I'm curious to know how he'll skin it too. I plan on observing - no way I'm helping. One of my sons in law claims to have eaten porcupine before, too. I've already informed them that THEY will be the chefs for this little adventure.
Good move. If it doesn't turn out well you can blame them.
We knew of some flatlander PETA types that moved into town, and opened a store. Some yahoo spit on the floor (it was sawdust) and it upset the lady so much she put up a "No spitting on the floor" sign. Guess what everybody in town did, after that? They left after selling out.
It just shows me that these folks objecting to the candy are being waaaaaaaay too sensitive. It's candy, it's a toy gun, and lately it's a rubber band thrown on the teacher's desk...where are all these folks screaming for tolerance and diversity, when it comes to candy, toy guns, and rubber bands?

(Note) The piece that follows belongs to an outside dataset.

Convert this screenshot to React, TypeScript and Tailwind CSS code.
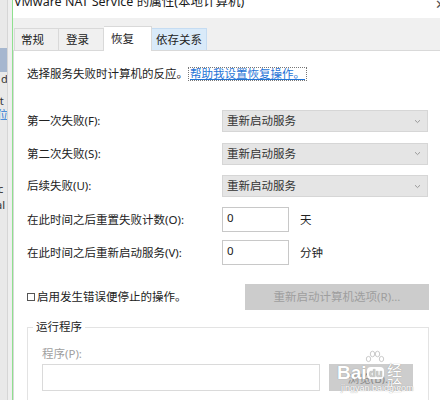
import React from "react";

const font = { fontFamily: '"Noto Sans", "Noto Sans CJK SC", sans-serif' };
const lib = { fontFamily: '"Liberation Sans", sans-serif' };

function Chevron() {
  return (
    <svg width="7" height="5" viewBox="0 0 7 5" className="shrink-0">
      <path d="M1 1.2 L3.5 3.6 L6 1.2" fill="none" stroke="#9a9a9a" strokeWidth="1" />
    </svg>
  );
}

function Select() {
  return (
    <div className="w-[206px] h-[22px] bg-[#e5e5e5] border border-[#d6d6d6] flex items-center justify-between pl-[4px] pr-[6px] text-[#333]">
      <span>重新启动服务</span>
      <Chevron />
    </div>
  );
}

function SelectRow({ label }: { label: string }) {
  return (
    <div className="flex items-center h-[22px]">
      <div className="w-[195px]">{label}</div>
      <Select />
    </div>
  );
}

function InputRow({ label, unit }: { label: string; unit: string }) {
  return (
    <div className="flex items-center h-[25px]">
      <div className="w-[195px]">{label}</div>
      <div className="w-[67px] h-[25px] bg-white border border-[#c8c8c8] pl-[4px] pt-[2px] leading-[16px] text-[#222]">0</div>
      <div className="ml-[11px]">{unit}</div>
    </div>
  );
}

function Paw() {
  return (
    <svg width="20" height="14" viewBox="0 0 20 14">
      <g fill="#ffffff" stroke="#bdbdbd" strokeWidth="0.8">
        <ellipse cx="3.5" cy="9" rx="2.2" ry="2.6" />
        <ellipse cx="7.5" cy="4" rx="2.2" ry="2.8" />
        <ellipse cx="12.5" cy="4" rx="2.2" ry="2.8" />
        <ellipse cx="16.5" cy="9" rx="2.2" ry="2.6" />
      </g>
    </svg>
  );
}

export default function App() {
  return (
    <div className="w-[440px] h-[400px] overflow-hidden flex bg-[#f0f0f0] text-[11.5px] text-[#222]" style={font}>
      {/* sliver of window behind */}
      <div className="w-[12px] h-full flex shrink-0">
        <div className="w-[7px] h-full bg-[#e9e9e9] flex flex-col overflow-hidden text-[11px] leading-[14px] text-[#333]">
          <div className="h-[48px]" />
          <div className="h-[24px] bg-[#a6b7cf]" />
          <div className="h-[22px] pl-px">d</div>
          <div className="h-[14px] whitespace-nowrap -ml-[3px]">it</div>
          <div className="h-[14px] whitespace-nowrap -ml-[3px] text-[#2a7bd4]">位</div>
          <div className="h-[60px]" />
          <div className="h-[16px] whitespace-nowrap -ml-[2px]">c</div>
          <div className="h-[16px] whitespace-nowrap -ml-[4px]">al</div>
        </div>
        <div className="w-px h-full bg-[#d6d6d6]" />
        <div className="w-[4px] h-full bg-[#efefef]" />
      </div>
      <div className="w-px h-full bg-[#8fe08f] shrink-0" />

      {/* dialog */}
      <div className="flex-1 flex flex-col min-w-0">
        <div className="h-[18px] bg-white overflow-hidden relative shrink-0">
          <div className="text-[12.5px] leading-[16px] -mt-[6px] pl-px text-[#1a1a1a] whitespace-nowrap">
            VMware NAT Service 的属性(本地计算机)
          </div>
          <div className="absolute right-[-6px] top-[-5px] text-[13px] text-[#555]">✕</div>
        </div>

        <div className="flex items-end h-[32px] pl-px shrink-0">
          <div className="h-[22px] w-[45px] border border-b-0 border-[#d9d9d9] bg-[#f0f0f0] flex items-center pl-[6px]">常规</div>
          <div className="h-[22px] w-[45px] border border-b-0 border-l-0 border-[#d9d9d9] bg-[#f0f0f0] flex items-center pl-[7px]">登录</div>
          <div className="h-[25px] w-[48px] border border-b-0 border-l-0 border-[#d9d9d9] bg-white flex items-start pt-[3px] pl-[7px] -mb-px relative z-10">恢复</div>
          <div className="h-[22px] w-[55px] border border-b-0 border-l-0 border-[#c5dcf2] bg-[#d9eaf9] flex items-center pl-[4px]">依存关系</div>
        </div>

        <div className="flex-1 bg-white border-l border-t border-[#d9d9d9] pl-[13px] pr-[11px] flex flex-col">
          <div className="flex items-center mt-[15px] h-[16px]">
            <span>选择服务失败时计算机的反应。</span>
            <span className="border border-dotted border-[#777] leading-[12px] px-px text-[#1f73d6] underline underline-offset-[1px]">帮助我设置恢复操作。</span>
          </div>

          <div className="mt-[28px] flex flex-col gap-[10.5px]">
            <SelectRow label="第一次失败(F):" />
            <SelectRow label="第二次失败(S):" />
            <SelectRow label="后续失败(U):" />
          </div>

          <div className="mt-[10px] flex flex-col gap-[8px]">
            <InputRow label="在此时间之后重置失败计数(O):" unit="天" />
            <InputRow label="在此时间之后重新启动服务(V):" unit="分钟" />
          </div>

          <div className="mt-[19px] flex items-center h-[26px]">
            <div className="flex items-center flex-1">
              <div className="w-[8px] h-[8px] border border-[#555] mr-[2px]" />
              <span>启用发生错误便停止的操作。</span>
            </div>
            <div className="w-[184px] h-[26px] bg-[#cccccc] flex items-center justify-center text-[#9e9e9e]">
              重新启动计算机选项(R)...
            </div>
          </div>

          <div className="mt-[17px] relative border border-b-0 border-[#e3e3e3] h-[80px] pl-[14px] pr-[13px]">
            <div className="absolute left-[5px] top-[-9px] bg-white px-[3px] leading-[16px]">运行程序</div>
            <div className="mt-[18px] text-[#a0a0a0] leading-[16px]">程序(P):</div>
            <div className="mt-[2px] flex gap-[9px]">
              <div className="w-[278px] h-[27px] bg-white border border-[#dadada]" />
              <div className="relative w-[84px] h-[27px] bg-[#cdcdcd] flex items-end justify-center pb-[4px] text-[#8a8a8a]">
                浏览(B)...
                {/* Baidu watermark */}
                <div className="absolute left-[8px] top-[-14px] w-[78px] h-[44px] pointer-events-none [text-shadow:0_0_1px_#8a8a8a]">
                  <div className="absolute left-[0px] top-[13px] text-[19px] font-bold text-white leading-none" style={lib}>Bai</div>
                  <div className="absolute left-[28px] top-[0px]"><Paw /></div>
                  <div className="absolute left-[30px] top-[17px] text-[11px] font-bold text-[#cdcdcd] bg-white rounded-[4px] px-[2px] leading-[12px]" style={lib}>du</div>
                  <div className="absolute left-[50px] top-[13px] text-[15px] text-white leading-none">经验</div>
                  <div className="absolute left-[4px] top-[34px] text-[9px] text-white leading-none whitespace-nowrap" style={lib}>jingyan.baidu.com</div>
                </div>
              </div>
            </div>
          </div>
        </div>
      </div>
    </div>
  );
}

I can't even begin to remember all the gross stuff we did as kids, and laughed ourselves silly. My brothers were worse than that in their jokes.
Once, we put a rock down the back of Sis's swimming suit, and told her it was a crawdad. She jumped around screaming it was pinching her. On this candy thing, PETA reminds me of people who would say, "Well, what if it WAS a real crawdad? How cruel to one of Gaia's treasured sentients!"